It's called hoisting and means, that your Javascript engine will declare all var statments and function declarations at parse time. In other words, all your var statements have already been declared (but not defined) when that script is executed.

That can be trouble sometimes. Example:

var foobar = true;

function what() {
    if( foobar ) {  // should be true, no?
        alert('foobar is defined');
    }
    else {
        alert('huh, where is foobar??');
        var foobar = true;
    }
}

If we run what(), we get the huh, where is foobar?? message. This is because within the execution context of what, the variable foobar gets declared(not defined) when the interpreter reads our code. Declarations are always undefined. It doesn't matter where the var statement exists within a context! it always gets "hoisted up".

A good advice to totally avoid that kind of error is, to declare AND define all of your used variables at the top of each context/function.

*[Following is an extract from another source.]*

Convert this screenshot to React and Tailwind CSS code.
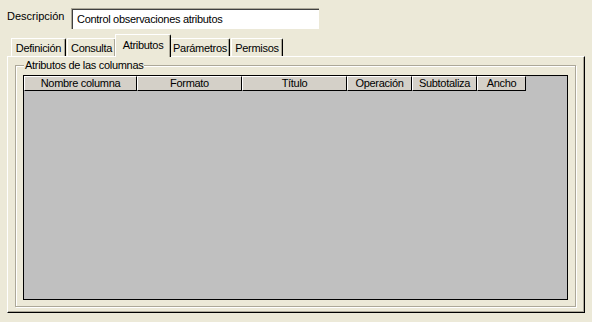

Now looking at your example code, we can answer easily what happens.

var a = [c];
var c = 'x';
console.log(a); // [undefined]

As soon as our javascript interpreter reads that code, it'll declare the variables a and c. This will look like

var a, c;
a = [c];
c = 'x';

or, even more expresive

var a = undefined, c = undefined;
a = [c];    // c is undefined
c = 'x';    // and finally gets defined as 'x', but too late.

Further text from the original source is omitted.